Kerry are also masters at drawing frees -- if their forwards receive the ball on the run, defenders have to tackle hard or foul to stop them getting away. And much of that is down to the superb delivery of kick-passes from Kerry's players out the field.

Ultimately, that could be their decisive weapon on Sunday because the Cork full-back line will be in trouble when Kerry's inside forwards have possession.

Another key factor will be which team reacts better to the personnel changes throughout the game. Cork's extra options at midfield were decisive in their All-Ireland success last year, while their use of a target man in the full-forward line in the second half against Dublin was also crucial. What will Kerry do if Nicholas Murphy comes on as a target man at full-forward?

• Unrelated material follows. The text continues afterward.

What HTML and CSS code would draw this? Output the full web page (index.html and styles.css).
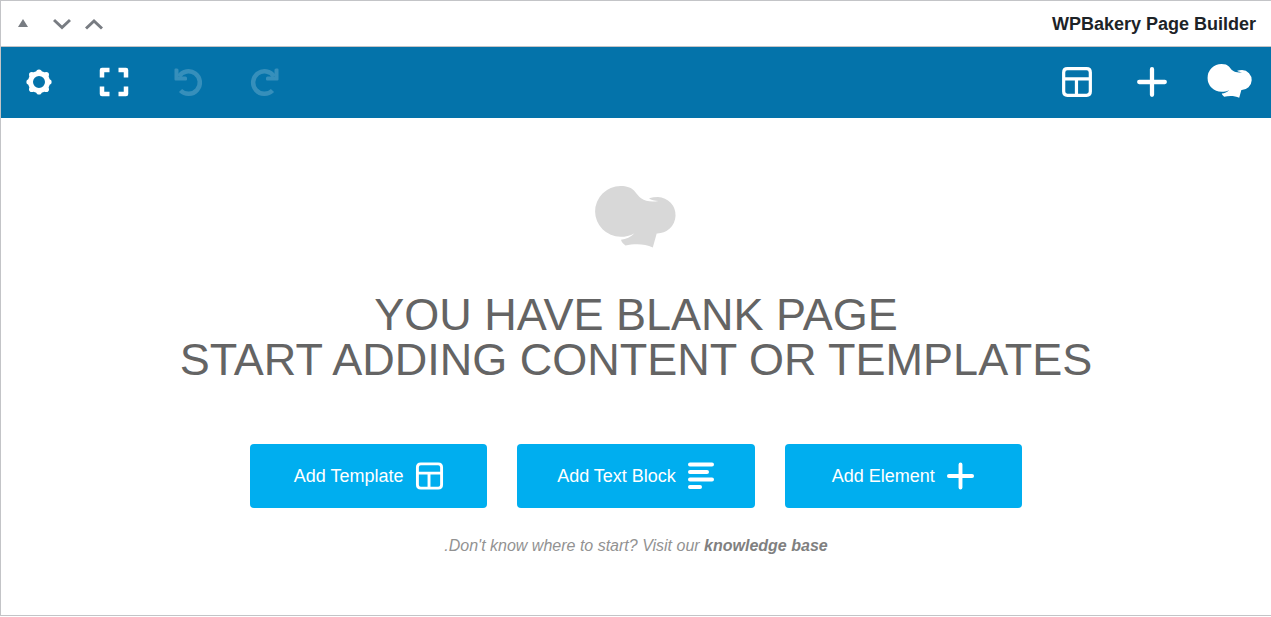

If this game is to be won off the bench, as they often are, do Kerry have the depth? On the face of it, they don't have the same level of options as Cork from number nine back, which is where the Rebels will look to stretch them.

Kerry will always produce talented underage players and teams, but their results at minor and U-21 this season showed how far ahead Cork are of them now.

Cork have been gobbling up underage titles over the last five years and the belief is that when Cork finally stride ahead of the current Kerry senior team -- which will inevitably happen in the next few years -- they will leave the Kingdom in their slipstream like they did in the late 1980s and early 1990s.

There is an anxiety in Cork for that to happen sooner rather than later, but the future, and what it holds for both Cork and Kerry won't have any impact on the result on Sunday.

Both sides could possibly meet again later in the championship and, despite both teams desperately wanting to win, defeat won't have any impact on either team's ambitions or chances of winning an All-Ireland.

Cork and Kerry will probably learn as much about themselves from this match as they would have in any other Munster meeting in the last six years.

Kerry know that they have the firepower to take down Cork. What they'll find out now is whether or not they have sufficient barricades to deal with Cork's counter-artillery.